Une idée qui s’étend jusque dans la mise en images d’Anatomie d’une chute, faisant de la captation et de sa subjectivité l’un de ses enjeux esthétiques et scénaristiques. Car si des preuves audiovisuelles sont appelées à jouer un rôle important dans cette affaire, c’est bien souvent sous l’angle de leurs partialités et de leurs capacités à brouiller nos perceptions par l’illusion de véracité qu’elles charrient. N’échappant pas à cette perspective, les plans du film se parsèment d’imperfections, comme lors de la scène d’introduction où Sandra, en se penchant en avant, devient floue. De façon récurrente la caméra se trompe, se replace, mais surtout zoome et ainsi attire notre attention en opérant une sélection partisane de l’espace. Cette subjectivité de l’image s’accompagne d’une alternance entre différents points de vue, utilisant par exemple les caméras de la police lors d’une scène de reconstitution ou lors d’un interrogatoire. Ces vidéos, ensuite utilisées lors du procès en tant que pièce à conviction, apparaissent par ce procédé biaisées ou, au minimum, incomplètes.

Femme dans un tribunal

Au montage, cette alternance met de l’avant la perméabilité de nos imaginaires à l’influence des images puisque nous remplissons inévitablement les espaces laissés vides par les faits. Cette tendance naturelle est notamment mise de l’avant lors d’une coupe liant une illustration fantasmée de Samuel sautant dans le vide à la chute d’un mannequin en tissu jeté par l’équipe de Vincent. Ce dispositif de mise en scène s’insère dans toutes les composantes du film permettant à Justine Triet d’atteindre, sans pathos, l’intensité émotionnelle de son histoire. Lors d’un des moments charnières, elle illustre un enregistrement par ce qu’il pourrait aussi bien être un flash-back qu’une pulsion imaginative. Ce choix qui peut, au premier regard, apparaître comme une facilité devient, grâce à sa durée et à sa parfaite exécution, un puissant appel d’air tranchant habillement avec le reste du long métrage, ouvrant son cinéma à une dimension qu’il n’avait pour l’instant qu’effleurée. Et c’est peut-être là le plus grand fossé qui sépare son dernier film de ses précédentes productions. Justine Triet arrive, pour la première fois, au-delà de sa maîtrise technique, à profondément nous émouvoir.

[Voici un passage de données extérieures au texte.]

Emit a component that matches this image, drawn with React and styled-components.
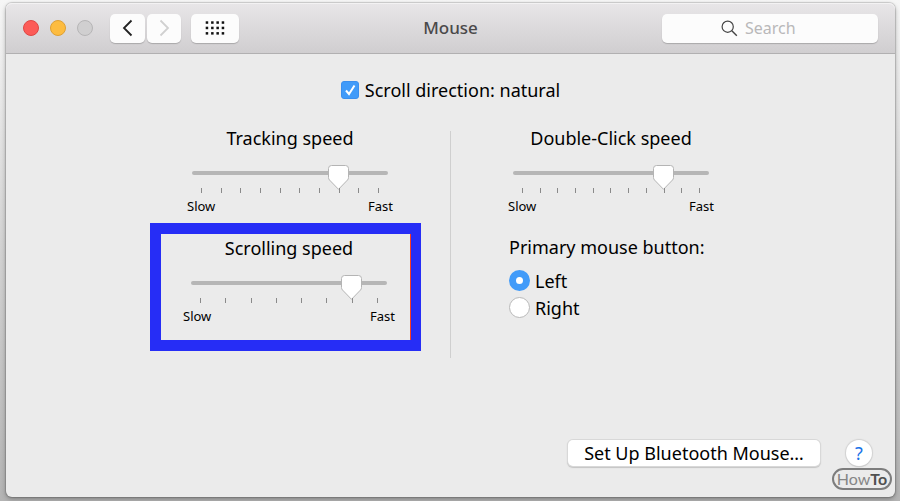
import { useState } from "react";
import styled, { createGlobalStyle } from "styled-components";

const App = () => {
  const [natural, setNatural] = useState(true);
  const [primary, setPrimary] = useState("left");

  return (
    <>
      <GlobalStyle />
      <Window>
        <TitleBar>
          <Controls>
            <Lights>
              <Light aria-label="Close" $color="#fc5b57" $edge="#de4744" />
              <Light aria-label="Minimize" $color="#fdbc40" $edge="#dea034" />
              <Light aria-label="Zoom" $color="#d0cfd0" $edge="#b6b5b6" />
            </Lights>
            <NavButtons>
              <BarButton aria-label="Back" $width={35}>
                <Chevron d="M9.5 1.5 2 9l7.500 7.500" color="#222" />
              </BarButton>
              <BarButton aria-label="Forward" $width={34} disabled>
                <Chevron d="M2.500 1.500 10 9l-7.500 7.500" color="#d0d0d0" />
              </BarButton>
            </NavButtons>
            <BarButton aria-label="Show all" $width={48}>
              <GridIcon />
            </BarButton>
          </Controls>
          <Title>Mouse</Title>
          <SearchBox>
            <SearchIcon />
            <SearchInput aria-label="Search" placeholder="Search" type="text" />
          </SearchBox>
        </TitleBar>
        <Content>
          <CheckLabel>
            <Checkbox
              checked={natural}
              onChange={(e) => setNatural(e.target.checked)}
              type="checkbox"
            />
            <CheckMark viewBox="0 0 18 18">
              <path d="M5 9.5 8 13l5.5-8.5" />
            </CheckMark>
            Scroll direction: natural
          </CheckLabel>
          <Columns>
            <Column>
              <SpeedSlider id="tracking" label="Tracking speed" start={7} steps={10} />
              <Highlight>
                <SpeedSlider
                  id="scrolling"
                  label="Scrolling speed"
                  start={6}
                  steps={8}
                  width={212}
                />
              </Highlight>
            </Column>
            <Divider />
            <Column>
              <SpeedSlider
                id="double-click"
                label="Double-Click speed"
                start={8}
                steps={11}
              />
              <RadioGroup>
                <Legend>Primary mouse button:</Legend>
                <RadioLabel>
                  <Radio
                    checked={primary === "left"}
                    name="primary"
                    onChange={() => setPrimary("left")}
                    type="radio"
                  />
                  Left
                </RadioLabel>
                <RadioLabel>
                  <Radio
                    checked={primary === "right"}
                    name="primary"
                    onChange={() => setPrimary("right")}
                    type="radio"
                  />
                  Right
                </RadioLabel>
              </RadioGroup>
            </Column>
          </Columns>
          <Footer>
            <SetupButton>Set Up Bluetooth Mouse…</SetupButton>
            <HelpButton aria-label="Help">?</HelpButton>
          </Footer>
        </Content>
        <Watermark>
          How<b>To</b>
        </Watermark>
      </Window>
    </>
  );
};

const SpeedSlider = ({ id, label, start, steps, width = 206 }) => {
  const [value, setValue] = useState(start);

  return (
    <SliderGroup $width={width}>
      <SliderTitle htmlFor={id}>{label}</SliderTitle>
      <Range
        id={id}
        max={steps - 1}
        min={0}
        onChange={(e) => setValue(Number(e.target.value))}
        type="range"
        value={value}
      />
      <Ticks>
        {Array.from({ length: steps }, (_, i) => (
          <Tick key={i} />
        ))}
      </Ticks>
      <Ends>
        <span>Slow</span>
        <span>Fast</span>
      </Ends>
    </SliderGroup>
  );
};

const Chevron = ({ d, color }) => (
  <svg width="12" height="18" viewBox="0 0 12 18" fill="none">
    <path d={d} stroke={color} strokeWidth="1.8" />
  </svg>
);

const GridIcon = () => (
  <svg width="20" height="14" viewBox="0 0 20 14" fill="#111">
    {[0.3, 5.7, 11.1].map((y) =>
      [0.7, 6.1, 11.4, 16.7].map((x) => (
        <rect key={`${x}-${y}`} x={x} y={y} width="2.5" height="2.5" />
      ))
    )}
  </svg>
);

const SearchIcon = () => (
  <svg width="17" height="17" viewBox="0 0 17 17" fill="none" stroke="#444">
    <circle cx="6.7" cy="6.7" r="5.6" strokeWidth="1.2" />
    <path d="m10.8 10.8 5 5" strokeWidth="1.4" />
  </svg>
);

const thumb = encodeURIComponent(
  `<svg xmlns="http://www.w3.org/2000/svg" width="21" height="25" viewBox="0 0 21 25">
    <path d="M3.500 .5h14q3 0 3 3v9q0 1.500-1 2.500l-9 9.300-9-9.300q-1-1-1-2.500v-9q0-3 3-3z" fill="#fff" stroke="#b4b4b4"/>
  </svg>`
);

const GlobalStyle = createGlobalStyle`
  * {
    box-sizing: border-box;
  }
  body {
    margin: 0;
    background: linear-gradient(#f6f6f6, #d2d2d2 50%, #b4b4b4);
    color: #000;
    font-family: "Noto Sans", "Open Sans", sans-serif;
    font-size: 18px;
    line-height: 24px;
  }
  #root {
    display: flex;
    min-height: 100vh;
    padding: 3px 5px 4px 6px;
  }
  button,
  input {
    margin: 0;
    padding: 0;
    border: 0;
    font: inherit;
  }
`;

const Window = styled.main`
  position: relative;
  display: flex;
  flex: 1;
  flex-direction: column;
  border-radius: 6px;
  background: #ebebeb;
  box-shadow: 0 0 1px 1px rgba(0, 0, 0, 0.15), 0 2px 5px rgba(0, 0, 0, 0.3);
`;

const TitleBar = styled.header`
  display: grid;
  grid-template-columns: 1fr auto 1fr;
  align-items: center;
  height: 51px;
  padding: 0 17px;
  border-bottom: 1px solid #b1b0b1;
  border-radius: 6px 6px 0 0;
  background: linear-gradient(#e8e6e8, #d0ced0);
  box-shadow: inset 0 1px #f3f2f3;
`;

const Controls = styled.div`
  display: flex;
  align-items: center;
  gap: 10px;
`;

const Lights = styled.div`
  display: flex;
  gap: 11px;
  margin-right: 7px;
`;

const Light = styled.button`
  width: 16px;
  height: 16px;
  border: 1px solid ${({ $edge }) => $edge};
  border-radius: 50%;
  background: ${({ $color }) => $color};
`;

const NavButtons = styled.div`
  display: flex;
  gap: 2px;
`;

const BarButton = styled.button`
  display: flex;
  align-items: center;
  justify-content: center;
  width: ${({ $width }) => $width}px;
  height: 29px;
  border-radius: 5px;
  background: #fcfcfc;
  box-shadow: 0 1px 1px rgba(0, 0, 0, 0.2);
`;

const Title = styled.h1`
  margin: 0;
  color: #4a494a;
  font-size: 17px;
  font-weight: 500;
`;

const SearchBox = styled.label`
  display: flex;
  align-items: center;
  justify-content: center;
  justify-self: end;
  gap: 7px;
  width: 216px;
  height: 29px;
  border-radius: 5px;
  background: #fcfcfc;
  box-shadow: 0 1px 1px rgba(0, 0, 0, 0.2);
`;

const SearchInput = styled.input`
  width: 74px;
  background: transparent;
  font-size: 16px;
  outline: none;
  &::placeholder {
    color: #b9b8b9;
  }
`;

const Content = styled.div`
  display: flex;
  flex: 1;
  flex-direction: column;
  align-items: center;
  padding: 24px 23px 31px;
`;

const CheckLabel = styled.label`
  display: grid;
  grid-template-columns: 18px auto;
  align-items: center;
  gap: 6px;
`;

const Checkbox = styled.input`
  grid-area: 1 / 1;
  width: 18px;
  height: 18px;
  border: 1px solid #b5b5b5;
  border-radius: 3px;
  background: #fff;
  appearance: none;
  &:checked {
    border-color: #3b8fee;
    background: #419bf9;
  }
`;

const CheckMark = styled.svg`
  grid-area: 1 / 1;
  width: 18px;
  height: 18px;
  fill: none;
  stroke: #fff;
  stroke-width: 2;
  pointer-events: none;
`;

const Columns = styled.div`
  display: grid;
  grid-template-columns: 320px 1px 320px;
  margin-top: 24px;
`;

const Column = styled.div`
  display: flex;
  flex-direction: column;
`;

const Divider = styled.div`
  margin: 5px 0 -7px;
  background: #cfcfcf;
`;

const SliderGroup = styled.div`
  width: ${({ $width }) => $width}px;
  margin: 0 auto;
`;

const SliderTitle = styled.label`
  display: block;
  text-align: center;
`;

const Range = styled.input`
  display: block;
  width: 196px;
  height: 4px;
  margin: 21px auto 13px;
  border-radius: 2px;
  background: #b6b6b6;
  appearance: none;
  &::-webkit-slider-runnable-track {
    height: 4px;
  }
  &::-webkit-slider-thumb {
    width: 21px;
    height: 25px;
    margin-top: -6px;
    background: url("data:image/svg+xml,${thumb}");
    appearance: none;
  }
`;

const Ticks = styled.div`
  display: flex;
  justify-content: space-between;
  width: 178px;
  margin: 0 auto;
`;

const Tick = styled.span`
  width: 1px;
  height: 5px;
  background: #8a8a8a;
`;

const Ends = styled.div`
  display: flex;
  justify-content: space-between;
  margin-top: 5px;
  font-size: 13px;
  line-height: 16px;
`;

const Highlight = styled.div`
  width: 271px;
  height: 128px;
  margin: 9px 0 0 20px;
  padding: 2px 0 0 6px;
  border: 11px solid #262df6;
  border-right-width: 10px;
  box-shadow: inset -1px 0 0 0 #ff3b1f;
`;

const RadioGroup = styled.fieldset`
  margin: 21px 0 0 58px;
  padding: 0;
  border: 0;
`;

const Legend = styled.legend`
  margin-bottom: 8px;
  padding: 0;
`;

const RadioLabel = styled.label`
  display: flex;
  align-items: center;
  gap: 5px;
  height: 27px;
`;

const Radio = styled.input`
  width: 21px;
  height: 21px;
  border: 1px solid #b9b9b9;
  border-radius: 50%;
  background: #fff;
  appearance: none;
  &:checked {
    border: 7px solid #419bf9;
  }
`;

const Footer = styled.footer`
  display: flex;
  align-items: center;
  align-self: stretch;
  justify-content: flex-end;
  gap: 26px;
  margin-top: auto;
`;

const SetupButton = styled.button`
  width: 252px;
  height: 26px;
  border-radius: 5px;
  background: #fff;
  box-shadow: 0 0 0 1px #d8d8d8, 0 1px 1px 1px #c4c4c4;
`;

const HelpButton = styled.button`
  width: 26px;
  height: 26px;
  border-radius: 50%;
  background: #fff;
  box-shadow: 0 0 1px 1px #d2d2d2, 0 1px 1px #b5b5b5;
  color: #1a73e8;
`;

const Watermark = styled.div`
  position: absolute;
  right: 3px;
  bottom: 7px;
  width: 60px;
  height: 22px;
  border: 2px solid #7d7d7d;
  border-radius: 11px;
  color: #868686;
  font-family: Lato, sans-serif;
  font-size: 16px;
  line-height: 18px;
  text-align: center;
  b {
    color: #505050;
  }
`;

export default App;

Malgré son sujet, Anatomie d’une chute est loin de proposer une itération austère du film de procès par son choix de s’éloigner, notamment, d’une reconstitution documentaire du processus judiciaire pour privilégier ses moments les plus grandiloquents. À savoir : l’interrogatoire des différents témoins, l’analyse des pièces à conviction et les joutes verbales entre les deux avocats. Ce choix, tout en exacerbant les aspects les plus théâtraux de la justice, permet à la cinéaste d’afficher une maîtrise totale de son rythme. On ne s’ennuie jamais devant cette longue Anatomie d’une chute et, dans une période où l’extension de la durée semble être devenue un argument de vente, le film fait état d’anomalie. Une efficacité que le long métrage doit tout autant à la limpidité de sa mise en scène qu’à la structure de sa narration. D’un côté, le film s’articule autour de grandes séquences, amorcées comme au théâtre par l’entrée et la sortie des personnages qui malgré leurs apparentes similitudes se renouvellent sans cesse dans leurs configurations : on passe de l’interrogation d’un témoin, à l’interprétation d’un enregistrement compromettant puis à l’intervention d’un expert… De l’autre, chacune de ces situations est ponctuée d’une série de retournements nous tenant constamment en haleine. La mécanique d’un procès constitué d’interrogatoires puis de contre-interrogatoires devient, grâce à l’écriture de Triet et de son conjoint Arthur Harari, une série d’escarmouches rhétoriques parfaitement jouissives. Le film foisonne de vie, et transcende le huis clos du tribunal par une collection de moments que l’on aime s’échanger à la sortie de la salle. La récompense cannoise, loin de représenter une consécration institutionnelle moribonde, souligne au contraire un apogée formel et émotionnel porteur de promesses pour la suite.